▸ **Work to do**
Begin with the first line and repeat exactly through the line containing "import React from"; leave every image out.

▸ **Given material**
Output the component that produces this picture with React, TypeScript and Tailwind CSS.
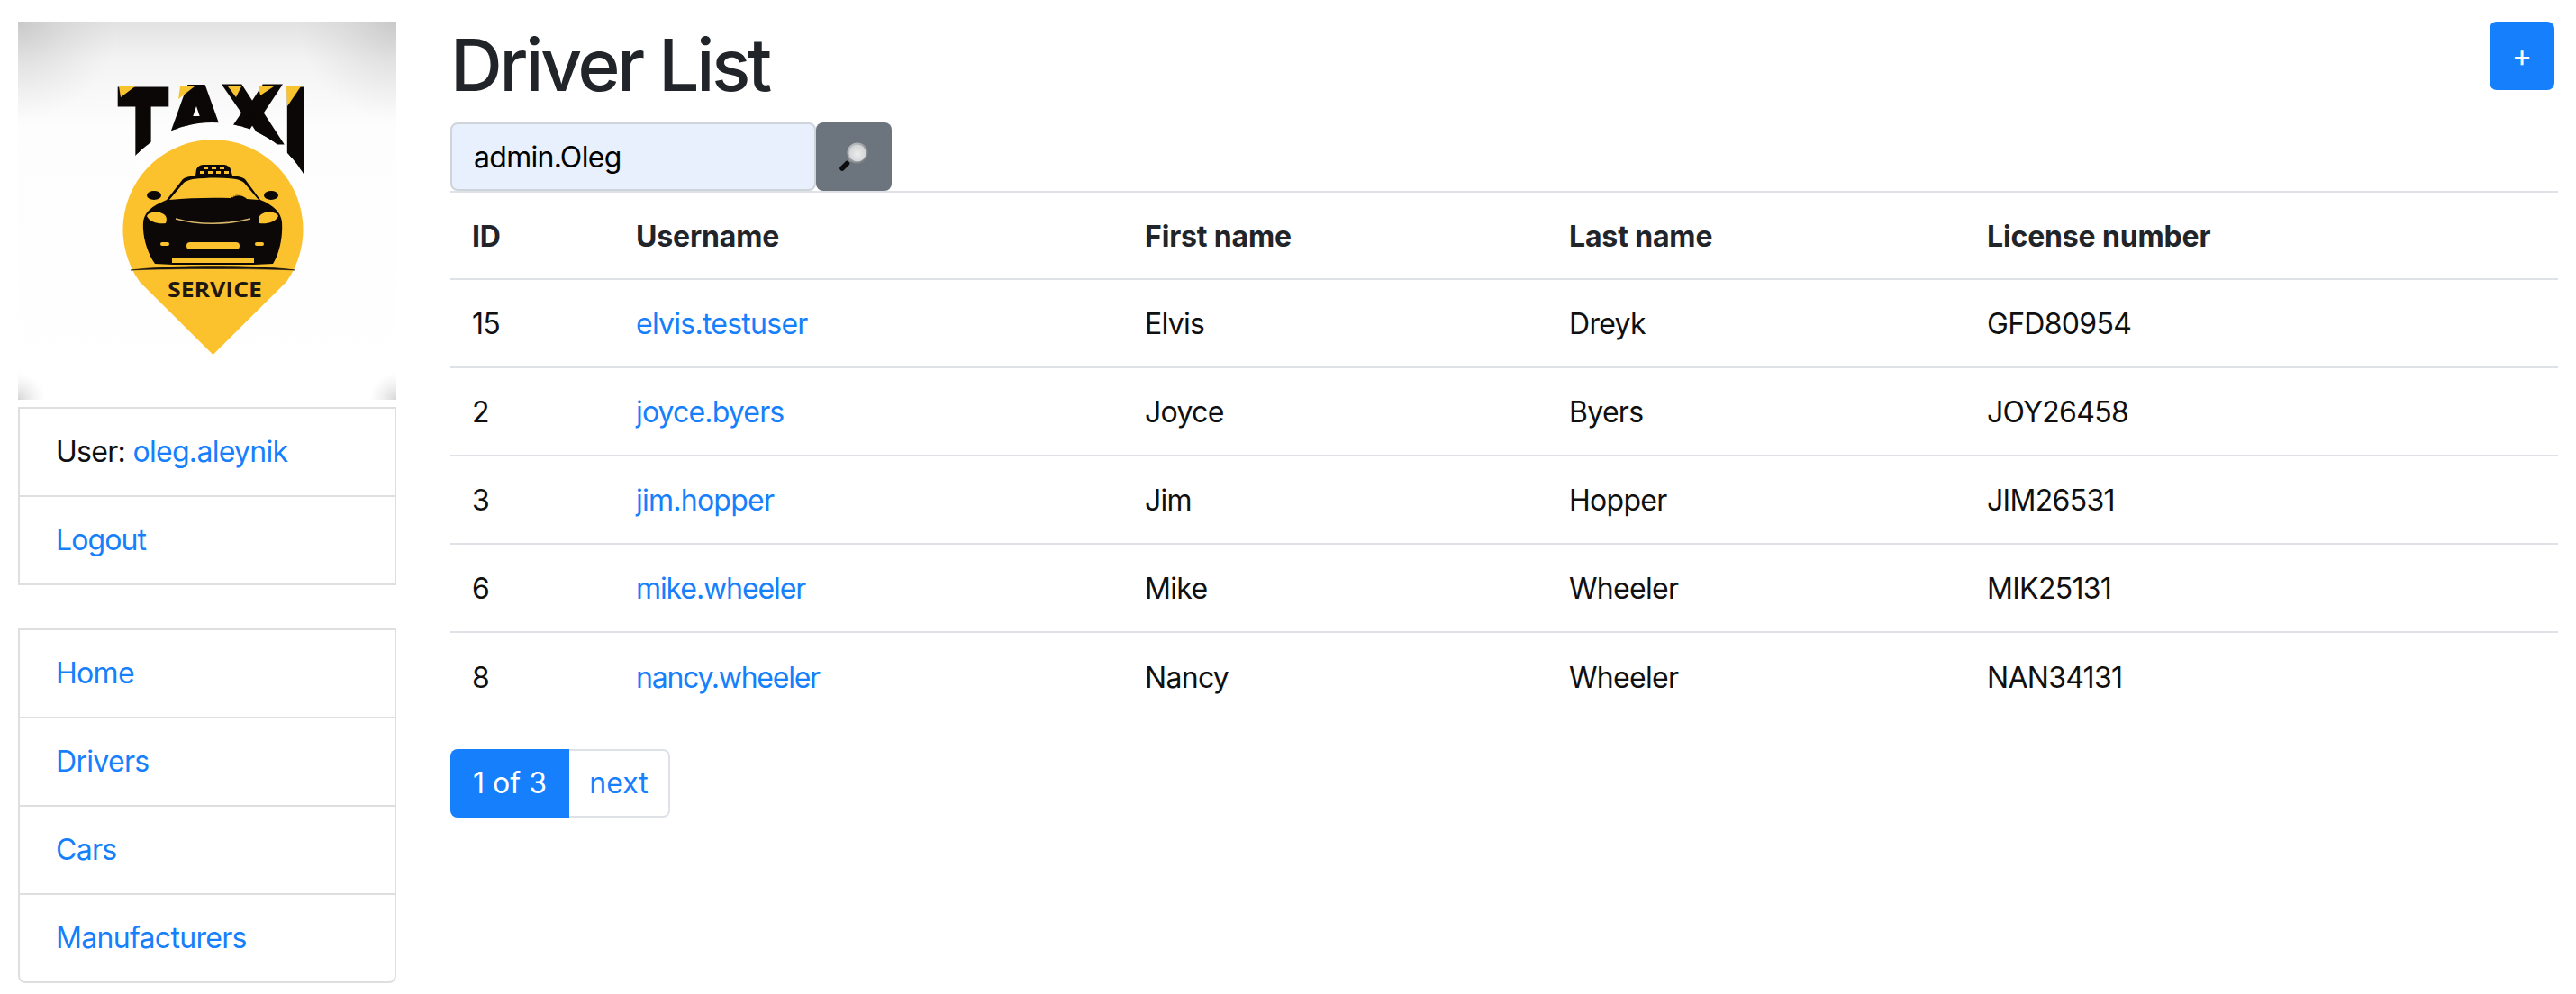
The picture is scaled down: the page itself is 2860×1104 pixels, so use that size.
import React from "react";

const rows = [
  ["15", "elvis.testuser", "Elvis", "Dreyk", "GFD80954", "tracking-[-0.75px]"],
  ["2", "joyce.byers", "Joyce", "Byers", "JOY26458", "tracking-[-0.85px]"],
  ["3", "jim.hopper", "Jim", "Hopper", "JIM26531", "tracking-[-0.75px]"],
  ["6", "mike.wheeler", "Mike", "Wheeler", "MIK25131", "tracking-[-1.1px]"],
  ["8", "nancy.wheeler", "Nancy", "Wheeler", "NAN34131", "tracking-[-1.25px]"],
];

function Logo() {
  return (
    <svg viewBox="20 24 420 420" className="w-[420px] h-[420px] block">
      <defs>
        <linearGradient id="top" x1="0" y1="0" x2="0" y2="1">
          <stop offset="0" stopColor="#e2e2e2" />
          <stop offset="0.1" stopColor="#f3f3f3" />
          <stop offset="0.28" stopColor="#fdfdfd" />
          <stop offset="1" stopColor="#ffffff" />
        </linearGradient>
        <radialGradient id="cTL" cx="0" cy="0" r="1">
          <stop offset="0" stopColor="#b8b8b8" stopOpacity="0.6" />
          <stop offset="1" stopColor="#d0d0d0" stopOpacity="0" />
        </radialGradient>
        <radialGradient id="cBL" cx="0" cy="1" r="1">
          <stop offset="0" stopColor="#c4c4c4" stopOpacity="0.7" />
          <stop offset="1" stopColor="#e0e0e0" stopOpacity="0" />
        </radialGradient>
        <radialGradient id="cBR" cx="1" cy="1" r="1">
          <stop offset="0" stopColor="#c4c4c4" stopOpacity="0.7" />
          <stop offset="1" stopColor="#e0e0e0" stopOpacity="0" />
        </radialGradient>
        <radialGradient id="cTR" cx="1" cy="0" r="1">
          <stop offset="0" stopColor="#b8b8b8" stopOpacity="0.6" />
          <stop offset="1" stopColor="#d0d0d0" stopOpacity="0" />
        </radialGradient>
        <clipPath id="arc">
          <path clipRule="evenodd" d="M120 90H350V200H120Z M236 136A118 118 0 1 0 236.01 136Z" />
        </clipPath>
      </defs>
      <rect x="20" y="24" width="420" height="420" fill="url(#top)" />
      <rect x="20" y="24" width="110" height="110" fill="url(#cTL)" />
      <rect x="330" y="24" width="110" height="110" fill="url(#cTR)" />
      <rect x="20" y="414" width="30" height="30" fill="url(#cBL)" />
      <rect x="410" y="414" width="30" height="30" fill="url(#cBR)" />

      <g clipPath="url(#arc)">
        <text fontFamily="'Liberation Sans', sans-serif" fontWeight="700" fill="#0a0706" stroke="#0a0706" strokeWidth="7">
          <tspan x="132" y="192" fontSize="134" textLength="54" lengthAdjust="spacingAndGlyphs">T</tspan>
          <tspan x="187" y="157" fontSize="88" textLength="62" lengthAdjust="spacingAndGlyphs">A</tspan>
          <tspan x="250" y="157" fontSize="88" textLength="60" lengthAdjust="spacingAndGlyphs">X</tspan>
          <tspan x="315" y="192" fontSize="134" textLength="26" lengthAdjust="spacingAndGlyphs">I</tspan>
        </text>
      </g>
      <g fill="#f7c32e">
        <polygon points="132,96 150,96 134,108" />
        <polygon points="200,96 216,96 198,110" />
        <polygon points="253,96 268,96 262,108" />
        <polygon points="287,96 304,96 289,106" />
        <polygon points="318,96 334,96 319,118" />
      </g>

      <path d="M236.5 394L155 313A100 100 0 1 1 318 313Z" fill="#fcc22e" />

      {/* car */}
      <path
        d="M159 247C160 236 168 229 185 222L203 199C207 196 212 196 217 195L218 188C220 184 223 183 227 183H247C252 183 255 185 256 188L258 195C263 196 268 196 272 199L289 222C304 228 312 236 313 247C314 262 311 280 303 293L282 294H192L172 293C163 280 158 262 159 247Z"
        fill="#0b0807"
      />
      <ellipse cx="171" cy="217" rx="8" ry="5" fill="#0b0807" />
      <ellipse cx="301" cy="217" rx="8" ry="5" fill="#0b0807" />
      <path d="M188 222L204 203C206 201 210 200 214 199C232 197 248 197 262 199C266 200 269 201 271 203L287 222C255 219 220 219 188 222Z" fill="#fcc22e" />
      <path d="M256 221C258 216 268 214 274 221Z" fill="#0b0807" />
      <path d="M258 219C262 216 268 216 272 219" fill="none" stroke="#fcc22e" strokeWidth="1" />
      <path d="M163 240C165 235 176 234 182 238C186 241 185 245 184 248C176 249 166 247 163 240Z" fill="#fcc22e" />
      <path d="M309 240C307 235 296 234 290 238C286 241 287 245 288 248C296 249 306 247 309 240Z" fill="#fcc22e" />
      <path d="M195 243C220 250 252 250 278 243" fill="none" stroke="#d9b66a" strokeWidth="1.6" />
      <rect x="207" y="269" width="59" height="8" rx="4" fill="#fcc22e" />
      <rect x="178" y="269" width="10" height="4" rx="2" fill="#fcc22e" />
      <rect x="283" y="269" width="10" height="4" rx="2" fill="#fcc22e" />
      <rect x="191" y="287" width="91" height="5" fill="#fcc22e" />
      <path d="M145 300C190 294 285 294 328 300C285 298 190 298 145 300Z" fill="#1a1410" stroke="#1a1410" strokeWidth="0.6" />
      <g fill="#fcc22e">
        <rect x="226" y="185" width="5" height="3" />
        <rect x="235" y="185" width="5" height="3" />
        <rect x="244" y="185" width="5" height="3" />
        <rect x="222" y="190" width="5" height="3" />
        <rect x="231" y="190" width="5" height="3" />
        <rect x="240" y="190" width="5" height="3" />
        <rect x="249" y="190" width="5" height="3" />
      </g>
      <text x="186" y="330" fontSize="23" fontWeight="700" fontFamily="'Open Sans', sans-serif" fill="#1f1811" textLength="105" lengthAdjust="spacingAndGlyphs">
        SERVICE
      </text>
    </svg>
  );
}

function Magnifier() {
  return (
    <svg viewBox="0 0 34 34" className="w-[34px] h-[34px] block">
      <defs>
        <radialGradient id="glass" cx="0.5" cy="0.55" r="0.6">
          <stop offset="0" stopColor="#eceded" />
          <stop offset="1" stopColor="#c9cbcd" />
        </radialGradient>
        <linearGradient id="rim" x1="0" y1="0" x2="1" y2="1">
          <stop offset="0" stopColor="#c4c6c8" />
          <stop offset="1" stopColor="#70767c" />
        </linearGradient>
      </defs>
      <path d="M13 21L9 25" stroke="#8a8d90" strokeWidth="3" />
      <path d="M9.5 24.5L4 30" stroke="#0c0d0f" strokeWidth="5.5" strokeLinecap="round" />
      <circle cx="21" cy="13" r="10.5" fill="url(#glass)" stroke="url(#rim)" strokeWidth="2" />
    </svg>
  );
}

export default function App() {
  return (
    <div className="flex w-[2860px] h-[1104px] bg-white pl-[20px] pr-[20px] gap-[60px] overflow-hidden font-['Inter','Liberation_Sans',sans-serif] text-[32px] leading-[48px] text-[#212529]">
      <aside className="w-[420px] shrink-0 pt-[24px]">
        <Logo />
        <ul className="mt-[8px] border-2 border-[#dfdfdf]">
          <li className="h-[98px] px-[40px] flex items-center border-b-2 border-[#dfdfdf] text-[#101010]">
            <span className="tracking-[-0.7px]">User:&nbsp;</span>
            <a className="text-[#167ffc] tracking-[-0.7px]">oleg.aleynik</a>
          </li>
          <li className="h-[96px] px-[40px] flex items-center">
            <a className="text-[#167ffc] tracking-[-0.9px]">Logout</a>
          </li>
        </ul>
        <ul className="mt-[48px] border-2 border-[#dfdfdf] rounded-b-[8px]">
          {["Home", "Drivers", "Cars", "Manufacturers"].map((t, i) => (
            <li key={t} className={i < 3 ? "h-[98px] px-[40px] flex items-center border-b-2 border-[#dfdfdf]" : "h-[96px] px-[40px] flex items-center"}>
              <a className="text-[#167ffc] tracking-[-0.7px]">{t}</a>
            </li>
          ))}
        </ul>
      </aside>

      <main className="flex-1 min-w-0">
        <div className="flex justify-between items-start pt-[24px]">
          <h1 className="text-[80px] leading-[96px] font-medium tracking-[-3.2px] text-[#212529] mb-[16px]">Driver List</h1>
          <button className="w-[72px] h-[76px] mr-[4px] rounded-[8px] bg-[#167ffc] text-white text-[34px] flex items-center justify-center">+</button>
        </div>
        <div className="flex h-[76px]">
          <div className="w-[406px] h-[76px] bg-[#e8f0fe] border-2 border-[#ced4da] rounded-[8px] px-[24px] pt-[2px] flex items-center text-black tracking-[-0.7px]">admin.Oleg</div>
          <button className="w-[84px] h-[76px] bg-[#6c757d] rounded-[8px] flex items-center justify-center">
            <Magnifier />
          </button>
        </div>
        <table className="w-full table-fixed border-collapse">
          <colgroup>
            <col className="w-[182px]" />
            <col className="w-[565px]" />
            <col className="w-[471px]" />
            <col className="w-[464px]" />
            <col />
          </colgroup>
          <thead>
            <tr className="border-t-2 border-b-2 border-[#dee2e6]">
              {["ID", "Username", "First name", "Last name", "License number"].map((h) => (
                <th key={h} className="h-[97px] px-[24px] pt-[2px] text-left font-bold tracking-[-0.15px] text-[#212529]">{h}</th>
              ))}
            </tr>
          </thead>
          <tbody className="tracking-[-0.7px]">
            {rows.map((r, i) => (
              <tr key={r[0]} className={i < 4 ? "border-b-2 border-[#dee2e6]" : ""}>
                <td className="h-[98px] px-[24px] pt-[2px] text-[#101010]">{r[0]}</td>
                <td className="h-[98px] px-[24px] pt-[2px]"><a className={"text-[#167ffc] " + r[5]}>{r[1]}</a></td>
                <td className="h-[98px] px-[24px] pt-[2px] text-[#101010]">{r[2]}</td>
                <td className="h-[98px] px-[24px] pt-[2px] text-[#101010]">{r[3]}</td>
                <td className="h-[98px] px-[24px] pt-[2px] text-[#101010]">{r[4]}</td>
              </tr>
            ))}
          </tbody>
        </table>
        <div className="flex mt-[32px] h-[76px]">
          <span className="w-[132px] bg-[#167ffc] text-white rounded-l-[8px] flex items-center justify-center">1 of 3</span>
          <a className="w-[112px] text-[#167ffc] border-2 border-l-0 border-[#dee2e6] rounded-r-[8px] flex items-center justify-center">next</a>
        </div>
      </main>
    </div>
  );
}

▸ **Exercise answer**
Output the component that produces this picture with React, TypeScript and Tailwind CSS.
The picture is scaled down: the page itself is 2860×1104 pixels, so use that size.
import React from "react";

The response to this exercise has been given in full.